The effort, part of an 11-city national campaign fueled by $18 million from the Robert Wood Johnson Foundation, kicked off locally in October and will continue with an art exhibit of works by Wichita youths from 6 to 10 p.m. tonight at Hewitt's Antiques, 228 N. Market, as part of the popular Final Friday art crawl. More student-driven activities are planned throughout February, which is Teen Dating Violence Prevention Month, including theatrical events dealing with the dangers of teen dating violence, "sexting," cyberstalking and sexual assault.

The point isn't just to educate the potential perpetrators and targets of dating violence but also to empower bystanders to help stop and prevent it.
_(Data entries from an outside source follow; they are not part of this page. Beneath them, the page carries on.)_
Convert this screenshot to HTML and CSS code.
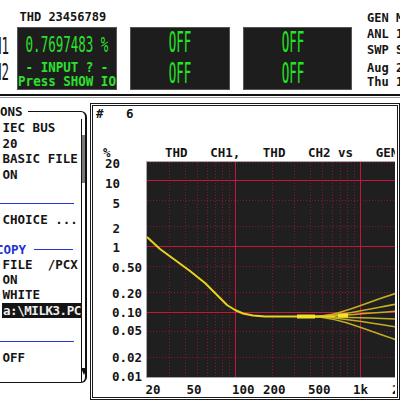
FILE: index.html
```html
<!DOCTYPE html>
<html lang="en">

<head>
    <meta charset="UTF-8">
    <meta name="viewport" content="width=device-width, initial-scale=1.0">
    <title>THD Sweep</title>
    <link rel="stylesheet" href="styles.css">
</head>

<body>
    <header class="top">
        <div class="ch">
            <span class="tall">H1</span>
            <span class="tall">H2</span>
        </div>
        <div class="meter">
            <div class="meter-head">THD 23456789</div>
            <div class="screen">
                <div class="value"><span>0.7697483 %</span></div>
                <div class="msg"><span>- INPUT ? -</span></div>
                <div class="hint"><span>Press SHOW IO</span></div>
            </div>
        </div>
        <div class="meter">
            <div class="meter-head"></div>
            <div class="screen">
                <div class="off"><span>OFF</span></div>
                <div class="off"><span>OFF</span></div>
            </div>
        </div>
        <div class="meter meter-wide">
            <div class="meter-head"></div>
            <div class="screen">
                <div class="off"><span>OFF</span></div>
                <div class="off"><span>OFF</span></div>
            </div>
        </div>
        <div class="status">
            <div class="status-group">
                <div>GEN MONO</div>
                <div>ANL 1 CH</div>
                <div>SWP SINGLE</div>
            </div>
            <div class="status-group clock">
                <div>Aug 21 1996</div>
                <div>Thu 10:25</div>
            </div>
        </div>
    </header>
    <div class="divider"></div>

    <div class="main">
        <fieldset class="options">
            <legend>ONS</legend>
            <div class="opt-body">
                <div class="opt-list">
                    <div class="opt">IEC BUS</div>
                    <div class="opt">20</div>
                    <div class="opt">BASIC FILE</div>
                    <div class="opt">ON</div>
                    <div class="sep sep-first"></div>
                    <div class="opt">CHOICE ...</div>
                    <div class="group-title"><span>COPY</span><span class="rule"></span></div>
                    <div class="opt opt-tight">FILE  /PCX</div>
                    <div class="opt opt-tight">ON</div>
                    <div class="opt opt-tight">WHITE</div>
                    <div class="opt opt-tight selected"><span class="cursor">a</span>:\MILK3.PC</div>
                    <div class="sep sep-last"></div>
                    <div class="opt">OFF</div>
                </div>
                <div class="scroll">
                    <div class="thumb"></div>
                    <div class="arrow"></div>
                </div>
            </div>
        </fieldset>

        <div class="chart">
            <svg class="graph" width="302" height="291" viewBox="98 106 302 291">
                <text x="101" y="118" xml:space="preserve">#   6</text>
                <text x="108" y="157">%</text>
                <text x="170" y="156.5" xml:space="preserve">THD   CH1,   THD   CH2 vs   GEN</text>

                <rect class="plot" x="151.5" y="161.5" width="260" height="216"/>
                <!-- dotted sub-divisions, then the decade lines -->
                <path class="grid-minor" d="M174.5 162V377M190.5 162V377M202.5 162V377M212.5 162V377M220.5 162V377M227.5 162V377M234.5 162V377M277.5 162V377M299.5 162V377M315.5 162V377M327.5 162V377M337.5 162V377M345.5 162V377M352.5 162V377M359.5 162V377"/>
                <path class="grid-minor" d="M152 162.5H411M152 200.5H411M152 226.5H411M152 266.5H411M152 292.5H411M152 331.5H411M152 357.5H411"/>
                <path class="grid-major" d="M240.5 162V377M365.5 162V377M152 180.5H411M152 246.5H411M152 312.5H411"/>

                <!-- measured traces -->
                <g class="trace-fan">
                    <path d="M318 316.5C345 316 366 304 402 293"/>
                    <path d="M318 316.5C345 316 370 310 402 304"/>
                    <path d="M318 316.5C345 316.5 372 313 402 311"/>
                    <path d="M318 316.5C345 317 372 318 402 319"/>
                    <path d="M318 316.5C345 317.5 370 322 402 327"/>
                    <path d="M318 316.5C345 318 368 329 402 340"/>
                </g>
                <polyline class="trace" points="152,237 165,249 180,260 195,271 210,283 222,295 232,305 240,310 248,313.5 258,315.5 270,316.5 340,316.5"/>
                <path class="trace-hot" d="M302 316.5H320M343 315.5H353"/>

                <g class="axis-y">
                    <text x="125" y="167.5" text-anchor="end">20</text>
                    <text x="125" y="187.5" text-anchor="end">10</text>
                    <text x="125" y="207.5" text-anchor="end">5</text>
                    <text x="125" y="232.5" text-anchor="end">2</text>
                    <text x="125" y="251.5" text-anchor="end">1</text>
                    <text x="117" y="271.5">0.50</text>
                    <text x="117" y="297.5">0.20</text>
                    <text x="117" y="316.5">0.10</text>
                    <text x="117" y="334.5">0.05</text>
                    <text x="117" y="361.5">0.02</text>
                    <text x="117" y="380.5">0.01</text>
                </g>
                <g class="axis-x">
                    <text x="150.5" y="393.5">20</text>
                    <text x="191.5" y="393.5">50</text>
                    <text x="237" y="393.5">100</text>
                    <text x="268" y="393.5">200</text>
                    <text x="313" y="393.5">500</text>
                    <text x="358" y="393.5">1k</text>
                    <text x="397" y="393.5">2k</text>
                </g>
            </svg>
        </div>
    </div>
</body>

</html>
```

FILE: styles.css
```css
* {
    box-sizing: border-box;
}

body {
    margin: 0;
    width: 400px;
    height: 400px;
    overflow: hidden;
    background: #fff;
    color: #151515;
    font-family: "DejaVu Sans Mono", "Liberation Mono", monospace;
    font-size: 12.5px;
    font-weight: bold;
}

/* ---- readouts along the top ---- */

.top {
    display: flex;
    height: 94px;
    white-space: nowrap;
}

.ch {
    width: 17px;
    padding: 33px 8px 0 0;
    display: flex;
    flex-direction: column;
    align-items: flex-end;
    overflow: hidden;
    line-height: 25.5px;
    font-weight: normal;
}

.tall {
    display: inline-block;
    transform: scaleY(1.9);
}

.meter {
    width: 100px;
    margin-right: 13px;
    display: flex;
    flex-direction: column;
}

.meter-wide {
    width: 109px;
    margin-right: 15px;
}

.meter-wide .screen {
    padding-right: 9px;
}

.meter-head {
    height: 27px;
    line-height: 35px;
    padding-left: 2.5px;
    font-size: 12px;
}

.screen {
    height: 63px;
    background: #1d1d1d;
    border: 1px solid #555;
    color: #2ee02e;
    display: flex;
    flex-direction: column;
    align-items: center;
}

.screen span {
    display: inline-block;
}

.value {
    margin-top: 2px;
    line-height: 30px;
    font-weight: normal;
}

.value span {
    transform: scaleY(1.75);
}

.msg {
    line-height: 15px;
}

.hint {
    line-height: 14px;
}

.msg span,
.hint span {
    transform: scaleY(1.1);
}

.off {
    line-height: 30.5px;
    font-weight: normal;
    color: #22e622;
}

.off span {
    transform: scaleY(2.2);
}

.status {
    flex: 1;
    overflow: hidden;
    padding-top: 9.5px;
    font-size: 12px;
    line-height: 16px;
}

.clock {
    margin-top: 3.5px;
    line-height: 14px;
}

.divider {
    height: 4px;
    border-top: 2px solid #111;
    border-bottom: 1px solid #999;
}

/* ---- option panel and graph ---- */

.main {
    display: flex;
    align-items: flex-start;
}

.options {
    width: 92px;
    margin: 6px 0 0;
    padding: 0;
    border: 1px solid #111;
    border-left: none;
    border-right-width: 2px;
    border-radius: 0 6px 6px 0;
    min-width: 0;
}

.options legend {
    margin: 0;
    padding: 0 5px 0 0;
    line-height: 15px;
}

.opt-body {
    display: flex;
    height: 263px;
}

.opt-list {
    width: 86px;
    padding-top: 1px;
    overflow: hidden;
}

.opt {
    line-height: 15.5px;
    padding-left: 2.5px;
    white-space: pre;
}

.opt-tight {
    line-height: 15px;
}

.sep {
    border-top: 1px solid #2636d4;
    margin-right: 7px;
}

.sep-first {
    margin-top: 21px;
    margin-bottom: 8px;
}

.sep-last {
    margin-top: 23px;
    margin-bottom: 7.5px;
}

.group-title {
    display: flex;
    align-items: center;
    margin: 14px 0 0 -4px;
    line-height: 15.5px;
    color: #2233cc;
}

.group-title .rule {
    flex: 1;
    margin: 0 8px;
    border-top: 1px solid #2636d4;
}

.selected {
    margin: 1px 0 0 2px;
    padding-left: 1px;
    background: #141414;
    color: #eee;
    letter-spacing: -0.45px;
}

.cursor {
    border-bottom: 1px solid #fff;
}

.scroll {
    width: 4px;
    border-left: 1px solid #111;
    display: flex;
    flex-direction: column;
    align-items: center;
}

.thumb {
    width: 3px;
    height: 48px;
    margin-top: 16px;
    background: #7a7a7a;
}

.arrow {
    margin-top: auto;
    margin-bottom: 7px;
    width: 0;
    height: 0;
    border-top: 7px solid #111;
    border-left: 3.5px solid transparent;
    border-right: 3.5px solid transparent;
}

.chart {
    width: 310px;
    height: 297px;
    margin: 5px 0 0 3px;
    border: 3px double #1a1a1a;
    flex-shrink: 0;
}

.graph {
    display: block;
    font-family: "DejaVu Sans Mono", "Liberation Mono", monospace;
    font-size: 12.5px;
    font-weight: bold;
}

.graph text {
    fill: #151515;
}

.plot {
    fill: #1f1f1f;
    stroke: #a8a8a8;
    stroke-width: 1;
}

.grid-minor {
    stroke: #8e1232;
    stroke-width: 1;
    stroke-dasharray: 1 2;
    fill: none;
    shape-rendering: crispEdges;
}

.grid-major {
    stroke: #c81438;
    stroke-width: 1;
    fill: none;
    shape-rendering: crispEdges;
}

.trace {
    fill: none;
    stroke: #e6d41e;
    stroke-width: 2;
    stroke-linejoin: round;
}

.trace-fan path {
    fill: none;
    stroke: #c2ae22;
    stroke-width: 1.5;
}

.trace-hot {
    stroke: #f2e22a;
    stroke-width: 4;
}
```
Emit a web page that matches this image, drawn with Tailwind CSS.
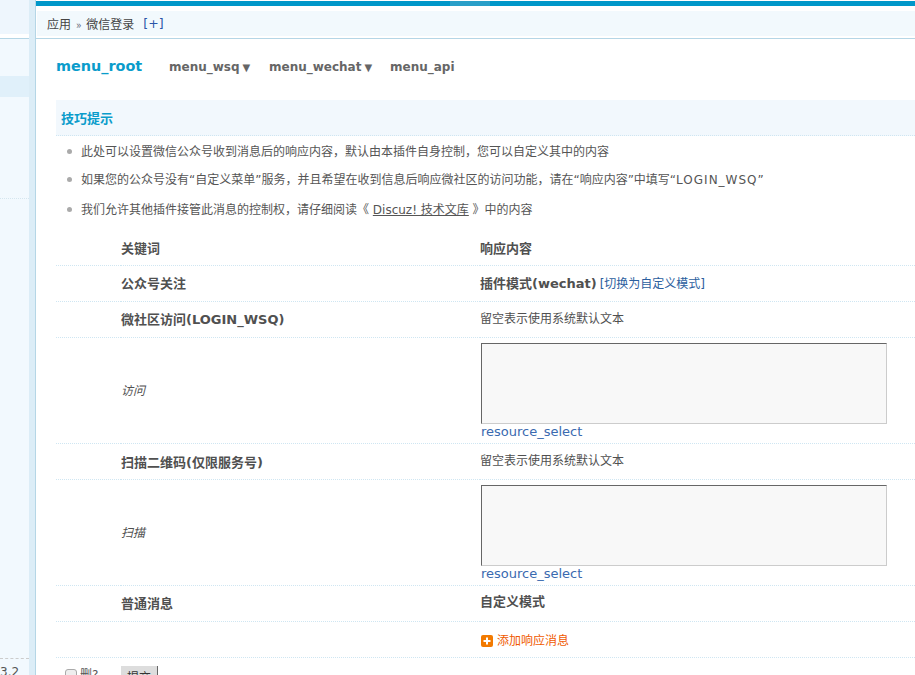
<!DOCTYPE html>
<html lang="zh">
<head>
<meta charset="utf-8">
<script src="https://cdn.jsdelivr.net/npm/@tailwindcss/browser@4"></script>
</head>
<body class="bg-white">
<div class="flex w-[915px] h-[675px] overflow-hidden bg-white text-[12px] leading-[16px] text-[#505050] font-['DejaVu_Sans','Noto_Sans_CJK_SC',sans-serif]">
  <aside class="w-[29px] h-full shrink-0 flex flex-col bg-[#f2f9fe] [&>*]:shrink-0">
    <div class="h-[34px] bg-[#eef6fd]"></div>
    <div class="h-[4px] bg-white"></div>
    <div class="h-[1px] bg-[#b5d6e6]"></div>
    <div class="h-[37px] bg-[#f2f9fe]"></div>
    <div class="h-[21px] bg-[#e0f0fa]"></div>
    <div class="h-[102px] border-b border-dotted border-[#d5e6ef]"></div>
    <div class="h-[460px] border-b border-dashed border-[#cccccc]"></div>
    <div class="pt-[6px] pl-0 text-[#555] whitespace-nowrap leading-[14px]">3.2</div>
  </aside>
  <div class="w-[6px] h-full shrink-0 bg-[#dcedf7] border-r border-[#b5d6e6] box-content"></div>
  <main class="flex-1 min-w-0 flex flex-col [&>*]:shrink-0">
    <div class="h-[1px] bg-white"></div>
    <div class="h-[5px] bg-[#0097c9] flex justify-end pr-[425px]"><div class="w-[40px] h-full bg-[#2a9fc8]"></div></div>
    <div class="h-[5px]"></div>
    <div class="h-[25px] ml-[1px] bg-[#f2f9fd] flex items-center pl-[10px] text-[#444] font-['Noto_Sans_CJK_SC',sans-serif]">
      <span>应用</span><span class="mx-[5px] text-[#667] text-[11px]">»</span><span>微信登录</span><a class="ml-[9px] text-[12.5px] text-[#2b55a8] font-['DejaVu_Sans',sans-serif]">[+]</a>
    </div>
    <div class="h-[2px]"></div>
    <div class="h-[1px] bg-[#b5d6e6]"></div>
    <div class="h-[61px] pl-[20px] flex items-center font-bold whitespace-nowrap pb-[6px]">
      <span class="w-[113px] text-[14.4px] text-[#0a9ccb] pb-[1px]">menu_root</span>
      <span class="w-[100px] text-[#666] pt-[1px]">menu_wsq<span class="text-[10px] ml-[3px]">▼</span></span>
      <span class="w-[121px] text-[#666] pt-[1px]">menu_wechat<span class="text-[10px] ml-[3px]">▼</span></span>
      <span class="text-[#666]">menu_api</span>
    </div>
    <div class="ml-[20px]">
      <div class="h-[36px] bg-[#f2f8fd] border-b border-dotted border-[#cfe6f2] pl-[5px] flex items-center font-bold text-[#0a9ccb] font-['Noto_Sans_CJK_SC',sans-serif] text-[13px]">技巧提示</div>
      <ul class="text-[#555] h-[93px] whitespace-nowrap">
        <li class="h-[28px] flex items-center pl-[11px] gap-[9px] pt-[3px]"><span class="size-[5px] rounded-full bg-[#aaa]"></span>此处可以设置微信公众号收到消息后的响应内容，默认由本插件自身控制，您可以自定义其中的内容</li>
        <li class="h-[29px] flex items-center pl-[11px] gap-[9px] pt-[2px]"><span class="size-[5px] rounded-full bg-[#aaa]"></span><span>如果您的公众号没有“自定义菜单”服务，并且希望在收到信息后响应微社区的访问功能，请在“响应内容”中填写“<span class="tracking-[1px]">LOGIN_WSQ</span>”</span></li>
        <li class="h-[30px] flex items-center pl-[11px] gap-[9px] pt-[3px]"><span class="size-[5px] rounded-full bg-[#aaa]"></span><span>我们允许其他插件接管此消息的控制权，请仔细阅读《 <a class="underline">Discuz! 技术文库</a> 》中的内容</span></li>
      </ul>
      <div class="grid grid-cols-[65px_359px_1fr] [&>div]:flex [&>div]:items-center [&>div]:border-b [&>div]:border-dotted [&>div]:border-[#cfe6f2]">
        <div class="h-[37px]"></div><div class="font-bold text-[13px] pt-[3px]">关键词</div><div class="font-bold text-[13px] pt-[3px]">响应内容</div>

        <div class="h-[36px]"></div><div class="font-bold text-[13px]">公众号关注</div><div><b class="text-[13px]">插件模式(wechat)</b><a class="ml-[3px] text-[#2b5e9e]">[切换为自定义模式]</a></div>

        <div class="h-[36px]"></div><div class="font-bold text-[13px]">微社区访问(LOGIN_WSQ)</div><div class="pb-[2px]">留空表示使用系统默认文本</div>

        <div class="h-[106px]"></div><div class="italic">访问</div>
        <div class="flex-col !items-start pl-[1px] pt-[5px]">
          <textarea class="block w-[406px] h-[81px] bg-[#f8f8f8] border border-t-[#666] border-l-[#666] border-r-[#ccc] border-b-[#ccc] resize-none"></textarea>
          <a class="text-[13px] text-[#3a6ab0] leading-[16px]">resource_select</a>
        </div>

        <div class="h-[36px]"></div><div class="font-bold text-[13px] pt-[2px]">扫描二维码(仅限服务号)</div><div class="pb-[2px]">留空表示使用系统默认文本</div>

        <div class="h-[106px]"></div><div class="italic">扫描</div>
        <div class="flex-col !items-start pl-[1px] pt-[5px]">
          <textarea class="block w-[406px] h-[81px] bg-[#f8f8f8] border border-t-[#666] border-l-[#666] border-r-[#ccc] border-b-[#ccc] resize-none"></textarea>
          <a class="text-[13px] text-[#3a6ab0] leading-[16px]">resource_select</a>
        </div>

        <div class="h-[36px]"></div><div class="font-bold text-[13px]">普通消息</div><div class="font-bold text-[13px] pb-[3px]">自定义模式</div>

        <div class="h-[36px]"></div><div></div>
        <div class="gap-[4px] pl-[1px] pt-[3px] text-[#f05a00]">
          <svg width="12" height="12" viewBox="0 0 12 12"><rect width="12" height="12" rx="2" fill="#f27a00"/><path d="M5 2.5h2V5h2.5v2H7v2.5H5V7H2.5V5H5z" fill="#fff"/></svg>
          <a>添加响应消息</a>
        </div>
      </div>
      <div class="flex items-start pt-[8px] whitespace-nowrap">
        <label class="w-[65px] pl-[9px] mt-[1px] flex items-center gap-[3px] text-[#555]"><span class="size-[12px] rounded-[3px] border border-[#aaa] bg-[#eee]"></span>删?</label>
        <button class="w-[37px] h-[24px] bg-[#ddd] border-r border-b border-[#666] text-[#333] leading-[16px]">提交</button>
      </div>
    </div>
  </main>
</div>
</body>
</html>
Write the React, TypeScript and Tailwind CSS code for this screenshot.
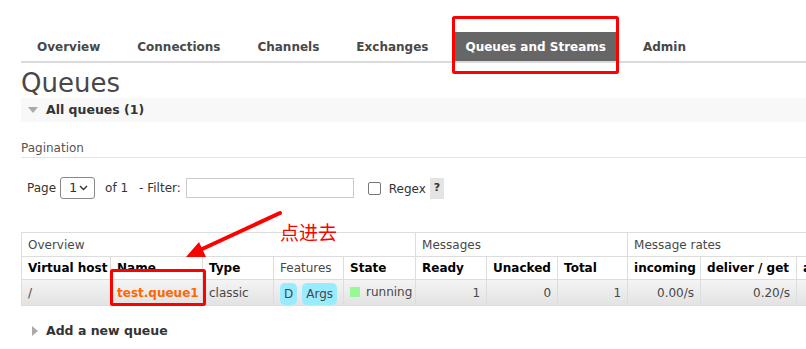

The Start Strong Wichita organizers also aim to extend the message to school curriculum.

Adults in school and parents at home also need to be part of the solution, by modeling healthy relationships.

"We can't ask teens to do something they don't see," Nancy Carroll, violence prevention coordinator with Catholic Charities Harbor House, told The Eagle editorial board.

The program's stakes are high and rising: Wichita has accounted for almost 22 percent of reported sexual assaults in the state; nearly 50 percent of those have involved victims younger than 19. And Kansas' death toll from domestic violence saw an awful spike last year: At least 35 adults and 13 children lost their lives, up from 33 total domestic-violence-related murders in 2008 and 23 in 2007.

If Start Strong Wichita succeeds in building healthy teen relationships at school, its impact on lives and families will linger long after graduation day and build a healthier community.